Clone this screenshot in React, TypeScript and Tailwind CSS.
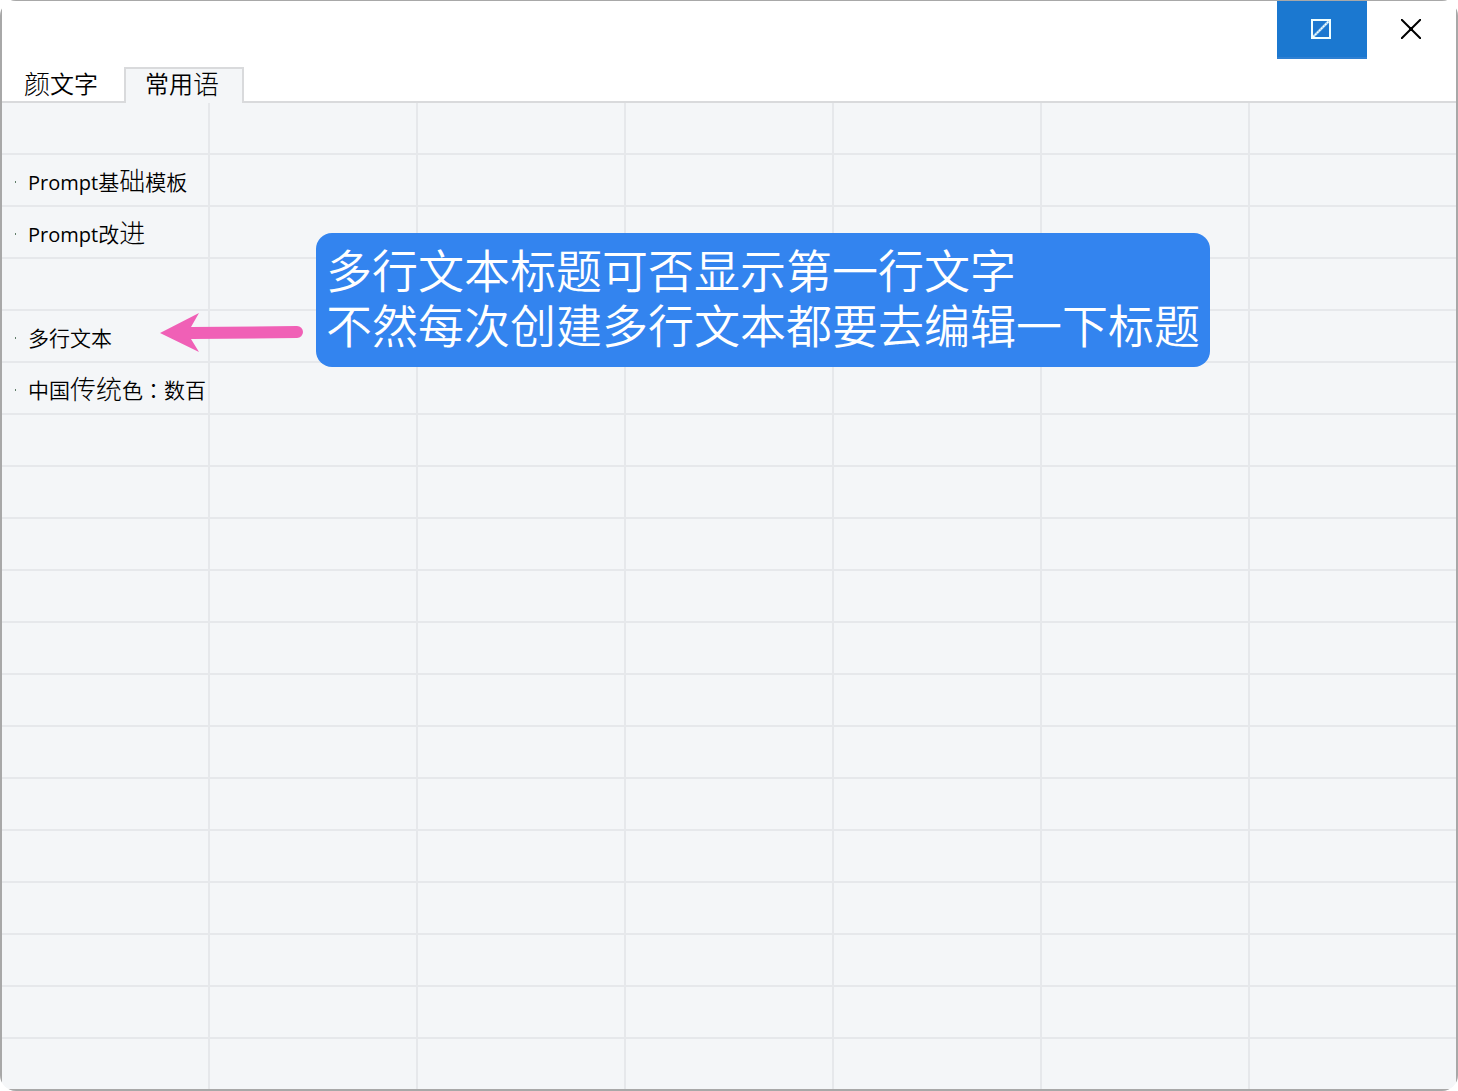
import type { ReactNode } from 'react';

const COLUMNS = 7;
const ROWS = 19;

// Characters missing from the main UI font are drawn larger and thinner.
function Alt({ children }: { children: ReactNode }) {
  return <span className="align-[-1px] text-[26px] font-light leading-none">{children}</span>;
}

function Latin({ children }: { children: ReactNode }) {
  return <span className="text-xl font-normal leading-none">{children}</span>;
}

const phrases: Record<number, ReactNode> = {
  1: <><Latin>Prompt</Latin>基<Alt>础</Alt>模板</>,
  2: <><Latin>Prompt</Latin>改<Alt>进</Alt></>,
  4: <>多行文本</>,
  5: <>中国<Alt>传统</Alt>色<span lang="zh-TW" className="font-['Noto_Sans_CJK_TC',sans-serif] leading-none">：</span>数百</>,
};

function TitleBar() {
  return (
    <header className="flex h-[58px] justify-end">
      <button type="button" aria-label="Pin" className="flex w-[90px] items-center justify-center border-b-2 border-[#2f80d2] bg-[#1b78d0] pr-0.5">
        <svg width="20" height="20" viewBox="0 0 20 20" fill="none" stroke="#f0ffff" aria-hidden>
          <rect x="1" y="1" width="18" height="18" strokeWidth="2" />
          <path d="M2 18 18 2" strokeWidth="2.6" strokeOpacity="0.45" />
          <path d="M2 18 18 2" strokeWidth="1.6" strokeDasharray="2.2 0.6" />
        </svg>
      </button>
      <button type="button" aria-label="Close" className="flex w-[89px] items-center justify-center pb-0.5 pr-0.5">
        <svg width="20" height="20" viewBox="0 0 20 20" fill="none" stroke="#000" strokeWidth="2" aria-hidden>
          <path d="M0 0 20 20M20 0 0 20" />
          <path d="M8 10h4M10 8v4" />
        </svg>
      </button>
    </header>
  );
}

function Tabs() {
  return (
    <div role="tablist" className="flex h-11 items-end border-b-2 border-[#d9dadc] text-2xl">
      <button type="button" role="tab" aria-selected={false} className="flex h-[34px] w-[122px] items-center justify-center whitespace-nowrap pr-1">
        <span className="font-[350] leading-8"><Alt>颜</Alt>文字</span>
      </button>
      <button type="button" role="tab" aria-selected className="-mb-0.5 flex h-9 w-[120px] items-center justify-center whitespace-nowrap border-2 border-b-0 border-[#d9dadc] bg-[#f4f6f8] pb-1 pr-1">
        <span className="font-[350] leading-8">常用<Alt>语</Alt></span>
      </button>
    </div>
  );
}

function PhraseGrid() {
  return (
    <table className="w-full table-fixed border-separate border-spacing-0 bg-[#f4f6f8]">
      <colgroup>
        {Array.from({ length: COLUMNS }, (_, col) => (
          <col key={col} className={col < COLUMNS - 1 ? 'w-[208px]' : ''} />
        ))}
      </colgroup>
      <tbody>
        {Array.from({ length: ROWS }, (_, row) => (
          <tr key={row} className="group">
            {Array.from({ length: COLUMNS }, (_, col) => (
              <td
                key={col}
                className="h-[52px] border-b-2 border-r-2 border-[#e6e8eb] p-0 last:border-r-0 group-last:h-[50px] group-last:border-b-0"
              >
                {col === 0 && phrases[row] && (
                  <div className="flex h-[50px] items-center pl-[13px] pt-1">
                    <span className="mr-3 h-0.5 w-px bg-[#5f7d68]" aria-hidden />
                    <span className="whitespace-nowrap text-[21px] font-[350] leading-8">{phrases[row]}</span>
                  </div>
                )}
              </td>
            ))}
          </tr>
        ))}
      </tbody>
    </table>
  );
}

function Annotation() {
  return (
    <div className="absolute left-[158px] top-[232px] flex items-start">
      <svg className="mt-20" width="156" height="40" viewBox="0 0 156 40" aria-hidden>
        <path
          d="M0 20 39 0 31 14 137 13A6 6 0 0 1 137 25L31 26 39 39Z"
          fill="#f060b6"
        />
      </svg>
      <p className="whitespace-nowrap rounded-2xl bg-[#3384ef] px-[10px] pb-3.5 pt-2.5 text-[46px] font-[350] leading-[55px] text-white">
        多行文本标题可否显示第一行文字
        <br />
        不然每次创建多行文本都要去编辑一下标题
      </p>
    </div>
  );
}

export default function App() {
  return (
    <div className="overflow-hidden rounded-2xl bg-white font-['Open_Sans','Noto_Sans_CJK_SC',sans-serif] text-black">
      <main className="relative border-2 border-t-[1px] border-[#a8a8a8]" lang="zh-CN">
        <TitleBar />
        <Tabs />
        <PhraseGrid />
        <Annotation />
      </main>
    </div>
  );
}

* WHAT YOU HAVE TO DO
Leave out the pictures and restate everything else word for word.

* OUTPUT
Clone this screenshot in React, TypeScript and Tailwind CSS.
import type { ReactNode } from 'react';

const COLUMNS = 7;
const ROWS = 19;

// Characters missing from the main UI font are drawn larger and thinner.
function Alt({ children }: { children: ReactNode }) {
  return <span className="align-[-1px] text-[26px] font-light leading-none">{children}</span>;
}

function Latin({ children }: { children: ReactNode }) {
  return <span className="text-xl font-normal leading-none">{children}</span>;
}

const phrases: Record<number, ReactNode> = {
  1: <><Latin>Prompt</Latin>基<Alt>础</Alt>模板</>,
  2: <><Latin>Prompt</Latin>改<Alt>进</Alt></>,
  4: <>多行文本</>,
  5: <>中国<Alt>传统</Alt>色<span lang="zh-TW" className="font-['Noto_Sans_CJK_TC',sans-serif] leading-none">：</span>数百</>,
};

function TitleBar() {
  return (
    <header className="flex h-[58px] justify-end">
      <button type="button" aria-label="Pin" className="flex w-[90px] items-center justify-center border-b-2 border-[#2f80d2] bg-[#1b78d0] pr-0.5">
        <svg width="20" height="20" viewBox="0 0 20 20" fill="none" stroke="#f0ffff" aria-hidden>
          <rect x="1" y="1" width="18" height="18" strokeWidth="2" />
          <path d="M2 18 18 2" strokeWidth="2.6" strokeOpacity="0.45" />
          <path d="M2 18 18 2" strokeWidth="1.6" strokeDasharray="2.2 0.6" />
        </svg>
      </button>
      <button type="button" aria-label="Close" className="flex w-[89px] items-center justify-center pb-0.5 pr-0.5">
        <svg width="20" height="20" viewBox="0 0 20 20" fill="none" stroke="#000" strokeWidth="2" aria-hidden>
          <path d="M0 0 20 20M20 0 0 20" />
          <path d="M8 10h4M10 8v4" />
        </svg>
      </button>
    </header>
  );
}

function Tabs() {
  return (
    <div role="tablist" className="flex h-11 items-end border-b-2 border-[#d9dadc] text-2xl">
      <button type="button" role="tab" aria-selected={false} className="flex h-[34px] w-[122px] items-center justify-center whitespace-nowrap pr-1">
        <span className="font-[350] leading-8"><Alt>颜</Alt>文字</span>
      </button>
      <button type="button" role="tab" aria-selected className="-mb-0.5 flex h-9 w-[120px] items-center justify-center whitespace-nowrap border-2 border-b-0 border-[#d9dadc] bg-[#f4f6f8] pb-1 pr-1">
        <span className="font-[350] leading-8">常用<Alt>语</Alt></span>
      </button>
    </div>
  );
}

function PhraseGrid() {
  return (
    <table className="w-full table-fixed border-separate border-spacing-0 bg-[#f4f6f8]">
      <colgroup>
        {Array.from({ length: COLUMNS }, (_, col) => (
          <col key={col} className={col < COLUMNS - 1 ? 'w-[208px]' : ''} />
        ))}
      </colgroup>
      <tbody>
        {Array.from({ length: ROWS }, (_, row) => (
          <tr key={row} className="group">
            {Array.from({ length: COLUMNS }, (_, col) => (
              <td
                key={col}
                className="h-[52px] border-b-2 border-r-2 border-[#e6e8eb] p-0 last:border-r-0 group-last:h-[50px] group-last:border-b-0"
              >
                {col === 0 && phrases[row] && (
                  <div className="flex h-[50px] items-center pl-[13px] pt-1">
                    <span className="mr-3 h-0.5 w-px bg-[#5f7d68]" aria-hidden />
                    <span className="whitespace-nowrap text-[21px] font-[350] leading-8">{phrases[row]}</span>
                  </div>
                )}
              </td>
            ))}
          </tr>
        ))}
      </tbody>
    </table>
  );
}

function Annotation() {
  return (
    <div className="absolute left-[158px] top-[232px] flex items-start">
      <svg className="mt-20" width="156" height="40" viewBox="0 0 156 40" aria-hidden>
        <path
          d="M0 20 39 0 31 14 137 13A6 6 0 0 1 137 25L31 26 39 39Z"
          fill="#f060b6"
        />
      </svg>
      <p className="whitespace-nowrap rounded-2xl bg-[#3384ef] px-[10px] pb-3.5 pt-2.5 text-[46px] font-[350] leading-[55px] text-white">
        多行文本标题可否显示第一行文字
        <br />
        不然每次创建多行文本都要去编辑一下标题
      </p>
    </div>
  );
}

export default function App() {
  return (
    <div className="overflow-hidden rounded-2xl bg-white font-['Open_Sans','Noto_Sans_CJK_SC',sans-serif] text-black">
      <main className="relative border-2 border-t-[1px] border-[#a8a8a8]" lang="zh-CN">
        <TitleBar />
        <Tabs />
        <PhraseGrid />
        <Annotation />
      </main>
    </div>
  );
}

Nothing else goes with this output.